→ **TASK DIRECTIONS**
Copy all of the material word for word, except for the pictures.

→ **RECORDED DATA**
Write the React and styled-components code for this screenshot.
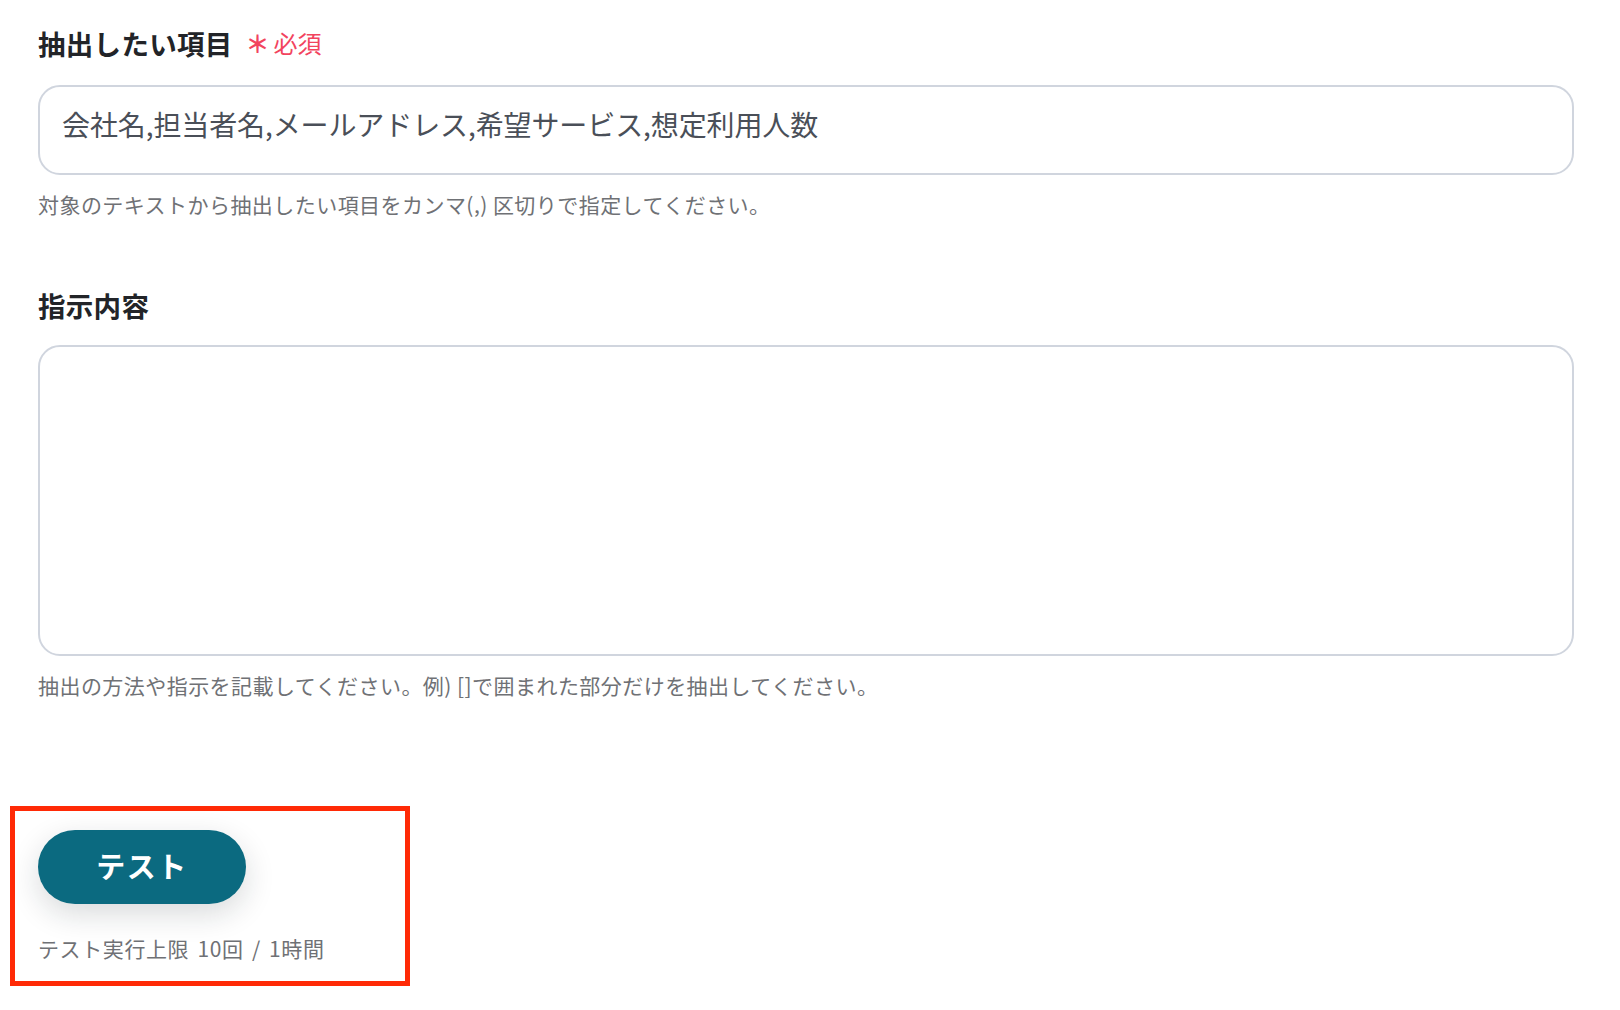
import React from "react";
import styled, { createGlobalStyle } from "styled-components";

const GlobalStyle = createGlobalStyle`
  body {
    margin: 0;
    background: #ffffff;
    font-family: "Noto Sans CJK JP", "Noto Sans", sans-serif;
  }
`;

const Page = styled.div`
  width: 1620px;
  height: 1010px;
  box-sizing: border-box;
  padding: 22px 46px 0 38px;
  background: #ffffff;
  overflow: hidden;
`;

const Field = styled.div`
  display: flex;
  flex-direction: column;
  margin-bottom: ${props => props.gapAfter || 0}px;
`;

const LabelRow = styled.div`
  display: flex;
  align-items: center;
  gap: 13px;
  height: 42px;
  margin-bottom: ${props => props.gap}px;
`;

const Label = styled.span`
  font-size: 27.5px;
  font-weight: 700;
  color: #222428;
  line-height: 42px;
  letter-spacing: 0.3px;
`;

const Required = styled.span`
  display: flex;
  align-items: center;
  gap: 4px;
  color: #f2445e;
  font-size: 24px;
  line-height: 42px;
`;

const Asterisk = styled.span`
  font-weight: 700;
  font-size: 24px;
`;

const Input = styled.div`
  box-sizing: border-box;
  height: 90px;
  border: 2px solid #d0d5de;
  border-radius: 22px;
  padding: 16px 22px 0;
  font-size: 28px;
  line-height: 42px;
  color: #4a4f58;
  letter-spacing: -0.1px;
`;

const TextArea = styled.div`
  box-sizing: border-box;
  height: 311px;
  border: 2px solid #d0d5de;
  border-radius: 22px;
`;

const Help = styled.p`
  margin: 14px 0 0;
  font-size: 21px;
  line-height: 30px;
  color: #6f7175;
  letter-spacing: 0.45px;
`;

const Highlight = styled.section`
  box-sizing: border-box;
  width: 400px;
  margin: 106px 0 0 -28px;
  border: 5px solid #ff2a06;
  padding: 19px 23px 18px;
  display: flex;
  flex-direction: column;
  align-items: flex-start;
  gap: 29px;
`;

const TestButton = styled.button`
  width: 208px;
  height: 74px;
  border: none;
  border-radius: 37px;
  padding: 0 0 5px;
  background: #0b6a80;
  color: #ffffff;
  font-family: inherit;
  font-size: 29px;
  font-weight: 700;
  letter-spacing: 1.5px;
  box-shadow: 0 10px 30px rgba(20, 30, 40, 0.16);
  cursor: pointer;
`;

const Limit = styled.span`
  font-size: 21px;
  line-height: 30px;
  color: #6f7175;
  letter-spacing: 0.6px;
  word-spacing: 3px;
`;

export default function App() {
  return (
    <>
      <GlobalStyle />
      <Page>
        <Field gapAfter={65}>
          <LabelRow gap={21}>
            <Label>抽出したい項目</Label>
            <Required>
              <Asterisk>＊</Asterisk>必須
            </Required>
          </LabelRow>
          <Input>会社名,担当者名,メールアドレス,希望サービス,想定利用人数</Input>
          <Help>対象のテキストから抽出したい項目をカンマ(,) 区切りで指定してください。</Help>
        </Field>
        <Field>
          <LabelRow gap={19}>
            <Label>指示内容</Label>
          </LabelRow>
          <TextArea />
          <Help>抽出の方法や指示を記載してください。例) []で囲まれた部分だけを抽出してください。</Help>
        </Field>
        <Highlight>
          <TestButton>テスト</TestButton>
          <Limit>テスト実行上限 10回 / 1時間</Limit>
        </Highlight>
      </Page>
    </>
  );
}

→ **SOLUTION**
Write the React and styled-components code for this screenshot.
import React from "react";
import styled, { createGlobalStyle } from "styled-components";

const GlobalStyle = createGlobalStyle`
  body {
    margin: 0;
    background: #ffffff;
    font-family: "Noto Sans CJK JP", "Noto Sans", sans-serif;
  }
`;

const Page = styled.div`
  width: 1620px;
  height: 1010px;
  box-sizing: border-box;
  padding: 22px 46px 0 38px;
  background: #ffffff;
  overflow: hidden;
`;

const Field = styled.div`
  display: flex;
  flex-direction: column;
  margin-bottom: ${props => props.gapAfter || 0}px;
`;

const LabelRow = styled.div`
  display: flex;
  align-items: center;
  gap: 13px;
  height: 42px;
  margin-bottom: ${props => props.gap}px;
`;

const Label = styled.span`
  font-size: 27.5px;
  font-weight: 700;
  color: #222428;
  line-height: 42px;
  letter-spacing: 0.3px;
`;

const Required = styled.span`
  display: flex;
  align-items: center;
  gap: 4px;
  color: #f2445e;
  font-size: 24px;
  line-height: 42px;
`;

const Asterisk = styled.span`
  font-weight: 700;
  font-size: 24px;
`;

const Input = styled.div`
  box-sizing: border-box;
  height: 90px;
  border: 2px solid #d0d5de;
  border-radius: 22px;
  padding: 16px 22px 0;
  font-size: 28px;
  line-height: 42px;
  color: #4a4f58;
  letter-spacing: -0.1px;
`;

const TextArea = styled.div`
  box-sizing: border-box;
  height: 311px;
  border: 2px solid #d0d5de;
  border-radius: 22px;
`;

const Help = styled.p`
  margin: 14px 0 0;
  font-size: 21px;
  line-height: 30px;
  color: #6f7175;
  letter-spacing: 0.45px;
`;

const Highlight = styled.section`
  box-sizing: border-box;
  width: 400px;
  margin: 106px 0 0 -28px;
  border: 5px solid #ff2a06;
  padding: 19px 23px 18px;
  display: flex;
  flex-direction: column;
  align-items: flex-start;
  gap: 29px;
`;

const TestButton = styled.button`
  width: 208px;
  height: 74px;
  border: none;
  border-radius: 37px;
  padding: 0 0 5px;
  background: #0b6a80;
  color: #ffffff;
  font-family: inherit;
  font-size: 29px;
  font-weight: 700;
  letter-spacing: 1.5px;
  box-shadow: 0 10px 30px rgba(20, 30, 40, 0.16);
  cursor: pointer;
`;

const Limit = styled.span`
  font-size: 21px;
  line-height: 30px;
  color: #6f7175;
  letter-spacing: 0.6px;
  word-spacing: 3px;
`;

export default function App() {
  return (
    <>
      <GlobalStyle />
      <Page>
        <Field gapAfter={65}>
          <LabelRow gap={21}>
            <Label>抽出したい項目</Label>
            <Required>
              <Asterisk>＊</Asterisk>必須
            </Required>
          </LabelRow>
          <Input>会社名,担当者名,メールアドレス,希望サービス,想定利用人数</Input>
          <Help>対象のテキストから抽出したい項目をカンマ(,) 区切りで指定してください。</Help>
        </Field>
        <Field>
          <LabelRow gap={19}>
            <Label>指示内容</Label>
          </LabelRow>
          <TextArea />
          <Help>抽出の方法や指示を記載してください。例) []で囲まれた部分だけを抽出してください。</Help>
        </Field>
        <Highlight>
          <TestButton>テスト</TestButton>
          <Limit>テスト実行上限 10回 / 1時間</Limit>
        </Highlight>
      </Page>
    </>
  );
}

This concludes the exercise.